Kubernetes Security Essentials

Introduction:

Kubernetes has revolutionized how we deploy, scale, and manage containerized applications. But with great power comes great responsibility—especially in terms of security. Kubernetes environments are dynamic, distributed, and complex, making them attractive targets for attackers if not properly secured.

Why Kubernetes Security Matters?

Kubernetes is often deployed in production environments to manage critical applications and data.

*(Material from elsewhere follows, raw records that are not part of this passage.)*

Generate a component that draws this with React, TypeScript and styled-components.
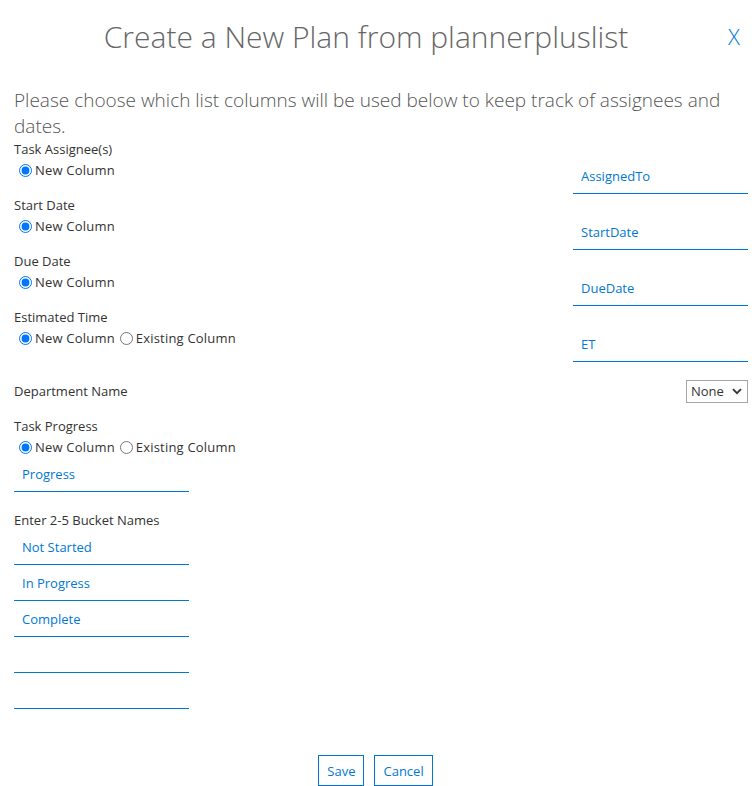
import React from "react";
import styled, { createGlobalStyle } from "styled-components";

const Global = createGlobalStyle`
  html, body { margin: 0; padding: 0; background: #fff; }
  body { font-family: "Open Sans", "Noto Sans", sans-serif; color: #333; }
  * { box-sizing: border-box; }
`;

const Page = styled.div`
  width: 752px;
  padding: 0 4px 0 14px;
`;

const Header = styled.div`
  display: flex;
  align-items: center;
  height: 72px;
`;

const Title = styled.h1`
  flex: 1;
  margin: 0;
  text-align: center;
  font-size: 30px;
  font-weight: 300;
  color: #666;
  padding-right: 4px;
`;

const Close = styled.span`
  color: #0078d4;
  font-size: 22px;
  font-weight: 300;
  width: 24px;
  margin-right: 2px;
  text-align: center;
`;

const Intro = styled.p`
  margin: 15px 0 0;
  font-size: 19px;
  line-height: 26px;
  font-weight: 300;
  color: #555;
`;

const FieldRow = styled.div`
  display: grid;
  grid-template-columns: 1fr 175px;
  height: 56px;
`;

const Label = styled.div<{ $tight?: boolean }>`
  font-size: 13px;
  line-height: 21px;
  color: #333;
  margin-bottom: ${(p) => (p.$tight ? -2 : 0)}px;
`;

const RadioLine = styled.div`
  display: flex;
  align-items: center;
  font-size: 13px;
  line-height: 21px;
  letter-spacing: 0.2px;
  color: #333;
`;

const Radio = styled.input.attrs({ type: "radio" })`
  margin: 0 3px 0 5px;
  width: 13px;
  height: 13px;
`;

const TextInput = styled.input<{ $top?: number }>`
  display: block;
  width: 175px;
  height: 36px;
  margin-top: ${(p) => p.$top ?? 0}px;
  border: none;
  border-bottom: 1px solid #0078d4;
  padding: 0 8px;
  font-family: inherit;
  font-size: 13px;
  color: #0078d4;
  outline: none;
  background: transparent;
`;

const SelectRow = styled.div`
  display: flex;
  justify-content: space-between;
  align-items: center;
  height: 46px;
  margin-top: 5px;
`;

const SelectWrap = styled.div`
  position: relative;
  display: flex;
`;

const Select = styled.select`
  appearance: none;
  -webkit-appearance: none;
  font-family: inherit;
  font-size: 13px;
  color: #333;
  width: 62px;
  height: 23px;
  border: 1px solid #a6a6a6;
  border-radius: 0;
  background: #fff;
  padding: 0 18px 0 4px;
  outline: none;
`;

const Chevron = styled.svg`
  position: absolute;
  right: 6px;
  top: 8px;
  pointer-events: none;
`;

const Section = styled.div<{ $top: number }>`
  margin-top: ${(p) => p.$top}px;
`;

const Buttons = styled.div`
  display: flex;
  justify-content: center;
  gap: 10px;
  margin-top: 46px;
  padding-right: 11px;
`;

const Button = styled.button`
  font-family: inherit;
  font-size: 13px;
  color: #0078d4;
  background: #fff;
  border: 1px solid #0078d4;
  height: 31px;
  padding: 0 8px;
`;

type Field = { label: string; value: string; existing?: boolean };

const fields: Field[] = [
  { label: "Task Assignee(s)", value: "AssignedTo" },
  { label: "Start Date", value: "StartDate" },
  { label: "Due Date", value: "DueDate" },
  { label: "Estimated Time", value: "ET", existing: true },
];

function RadioChoice({ name, existing }: { name: string; existing?: boolean }) {
  return (
    <RadioLine>
      <Radio name={name} defaultChecked />
      New Column
      {existing && (
        <>
          <Radio name={name} />
          Existing Column
        </>
      )}
    </RadioLine>
  );
}

export default function App() {
  return (
    <Page>
      <Global />
      <Header>
        <Title>Create a New Plan from plannerpluslist</Title>
        <Close>X</Close>
      </Header>
      <Intro>
        Please choose which list columns will be used below to keep track of assignees and
        dates.
      </Intro>
      {fields.map((f) => (
        <FieldRow key={f.label}>
          <div>
            <Label>{f.label}</Label>
            <RadioChoice name={f.label} existing={f.existing} />
          </div>
          <TextInput $top={19} defaultValue={f.value} />
        </FieldRow>
      ))}
      <SelectRow>
        <Label>Department Name</Label>
        <SelectWrap>
          <Select defaultValue="None">
            <option>None</option>
          </Select>
          <Chevron width="10" height="7" viewBox="0 0 10 7">
            <path d="M1 1.2 L5 5.2 L9 1.2" fill="none" stroke="#333" strokeWidth="1.8" />
          </Chevron>
        </SelectWrap>
      </SelectRow>
      <Section $top={2}>
        <Label>Task Progress</Label>
        <RadioChoice name="progress" existing />
        <TextInput $top={-2} defaultValue="Progress" />
      </Section>
      <Section $top={18}>
        <Label $tight>Enter 2-5 Bucket Names</Label>
        <TextInput defaultValue="Not Started" />
        <TextInput defaultValue="In Progress" />
        <TextInput defaultValue="Complete" />
        <TextInput defaultValue="" />
        <TextInput defaultValue="" />
      </Section>
      <Buttons>
        <Button>Save</Button>
        <Button>Cancel</Button>
      </Buttons>
    </Page>
  );
}
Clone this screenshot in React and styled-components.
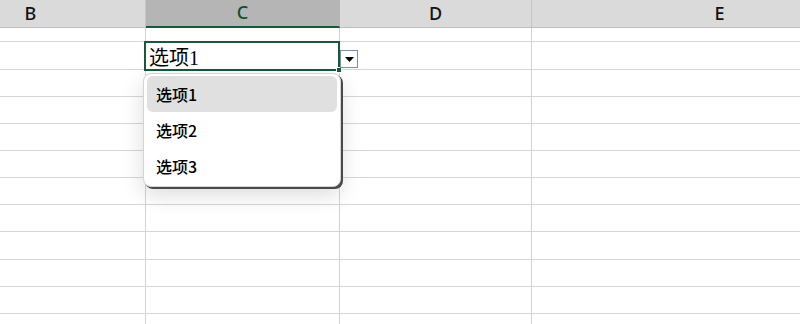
import React from 'react'
import styled, { createGlobalStyle } from 'styled-components'

const GlobalStyle = createGlobalStyle`
  html, body {
    margin: 0;
    padding: 0;
    background: #ffffff;
    overflow: hidden;
  }
  body {
    font-family: "Noto Sans", "Noto Sans CJK SC", sans-serif;
  }
`

const columns = [
  { key: 'B', width: 230 },
  { key: 'C', width: 194 },
  { key: 'D', width: 192 },
  { key: 'E', width: 376 },
]

const Sheet = styled.div`
  width: 800px;
  height: 324px;
  overflow: hidden;
  position: relative;
`

const Grid = styled.div`
  display: grid;
  grid-template-columns: ${({ cols }) => cols};
  margin-left: -84px;
  width: max-content;
`

const HeaderCell = styled.div`
  box-sizing: border-box;
  height: 28px;
  display: flex;
  align-items: center;
  justify-content: center;
  padding-bottom: 2px;
  font-size: 18px;
  font-weight: 500;
  color: ${({ active }) => (active ? '#104f2e' : '#111111')};
  background: ${({ active }) => (active ? '#b5b5b5' : '#dadada')};
  border-right: 1px solid ${({ active }) => (active ? '#b5b5b5' : '#c4c4c4')};
  border-bottom: ${({ active }) => (active ? '2px solid #17593a' : '1px solid #bdbdbd')};
`

const Cell = styled.div`
  box-sizing: border-box;
  height: ${({ h }) => h}px;
  border-right: 1px solid #d2d2d2;
  border-bottom: 1px solid #d6d6d6;
  position: relative;
`

const Selection = styled.div`
  position: absolute;
  left: -2px;
  top: -1px;
  right: -1px;
  bottom: -2px;
  border: 2px solid #17593a;
  display: flex;
  align-items: center;
  padding-left: 3px;
  font-family: "Liberation Serif", "Noto Sans CJK SC", serif;
  font-size: 20px;
  color: #000;
  z-index: 2;
`

const Handle = styled.span`
  position: absolute;
  right: -4px;
  bottom: -4px;
  width: 4px;
  height: 4px;
  background: #17593a;
  border: 1px solid #ffffff;
`

const DropButton = styled.div`
  position: absolute;
  left: calc(100% + 1px);
  top: 8px;
  box-sizing: border-box;
  width: 18px;
  height: 18px;
  background: #ffffff;
  border: 1px solid #7b90ab;
  display: flex;
  align-items: center;
  justify-content: center;
  z-index: 2;
`

const Menu = styled.div`
  position: absolute;
  left: -3px;
  top: 31px;
  width: 198px;
  box-sizing: border-box;
  padding: 2px 3px;
  background: #ffffff;
  border-radius: 8px;
  border: 1px solid #d4d4d4;
  box-shadow: 2px 2px 0 #4a4a4a, 0 8px 22px rgba(0, 0, 0, 0.14);
  z-index: 3;
  display: flex;
  flex-direction: column;
`

const Option = styled.div`
  height: 36px;
  display: flex;
  align-items: center;
  padding-left: 9px;
  border-radius: 6px;
  font-family: "Noto Sans CJK SC", sans-serif;
  font-size: 16px;
  font-weight: 500;
  color: #000;
  background: ${({ selected }) => (selected ? '#e0e0e0' : 'transparent')};
`

const rowHeights = [14, 28, 27, 27, 27, 27, 27, 27, 28, 27, 27, 27]
const options = ['选项1', '选项2', '选项3']

export default function App() {
  return (
    <>
      <GlobalStyle />
      <Sheet>
        <Grid cols={columns.map((c) => `${c.width}px`).join(' ')}>
          {columns.map((c) => (
            <HeaderCell key={c.key} active={c.key === 'C'}>
              {c.key}
            </HeaderCell>
          ))}
          {rowHeights.map((h, r) =>
            columns.map((c) => (
              <Cell key={`${r}-${c.key}`} h={h}>
                {r === 1 && c.key === 'C' && (
                  <>
                    <Selection>
                      选项1
                      <Handle />
                    </Selection>
                    <DropButton>
                      <svg width="9" height="5" viewBox="0 0 9 5">
                        <path d="M0 0 H9 L4.5 5 Z" fill="#000" />
                      </svg>
                    </DropButton>
                    <Menu>
                      {options.map((o, i) => (
                        <Option key={o} selected={i === 0}>
                          {o}
                        </Option>
                      ))}
                    </Menu>
                  </>
                )}
              </Cell>
            ))
          )}
        </Grid>
      </Sheet>
    </>
  )
}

A security breach in Kubernetes could mean:

• Compromised containers

• Stolen secrets and credentials

• Lateral movement across workloads

• Downtime or data loss

  

  
  

 Core Pillars of Kubernetes Security:

Kubernetes security can be divided into four key layers:

1. Cluster and Node Security

2. Pod and Container Security

3. Network Security

4. Identity and Access Management (IAM)

• Cluster and Node Security

Key Practices:

• Use Minimal Base Images: Choose lightweight, verified OS images (e.g., Distroless, Alpine).

• Keep Nodes Updated: Apply patches regularly to the OS, Kubernetes components, and container runtimes.

• Run Nodes in Private Networks: Restrict external access using firewalls or VPCs.

• Restrict SSH Access: Use key-based authentication and disable password logins.

Tools to Use:

• OS-level security tools (e.g., SELinux, AppArmor)

• CIS Kubernetes Benchmark for best practice.

  
  

• Pod and Container Security

Key Practices:

• Avoid Running as Root: Use non-root users in Dockerfiles and Kubernetes specs.

• Set PodSecurityContext: Limit capabilities, enforce read-only root filesystems, and drop unnecessary privileges.

• Use Image Scanning: Scan images for known vulnerabilities using tools like Trivy, Clair, or Anchore.

• Limit Resource Usage: Set CPU and memory limits to prevent DoS attacks.

• Network Security

Key Practices:

• Implement Network Policies: Control pod-to-pod and pod-to-service communication using NetworkPolicy.

• Enable TLS Encryption: Use mutual TLS (mTLS) to encrypt traffic between services.

• Isolate Namespaces: Group workloads by function and isolate traffic across namespaces.

• Identity and Access Management (IAM)

Key Practices:

• Use RBAC (Role-Based Access Control): Assign the least privilege necessary to users and service accounts.

• Avoid Using Default Service Accounts: Create custom service accounts for workloads with specific roles.

• Audit API Access: Enable audit logs to track who did what, when, and from where.

Cloud-Specific Recommendations:

If you're using managed Kubernetes services (like EKS, AKS, or GKE), also:

• Restrict access using cloud IAM.

• Use workload identity features (like IRSA in EKS).

• Encrypt etcd and secrets at rest using KMS integrations.

• Use private control planes when available.

Kubernetes Security Best Practices Checklist:

•  Use RBAC to enforce least privilege.

•  Scan images before deployment.

•  Apply securityContext to all pods.

•  Enable audit logging.

•  Restrict network access with NetworkPolicies.

•  Encrypt all communication and secrets.

•  Monitor and alert on anomalies.

Conclusion:

Kubernetes offers powerful capabilities, but with that comes an equally large attack surface. By implementing these Kubernetes Security Essentials, you can protect your cluster, your applications, and your users from a wide range of threats.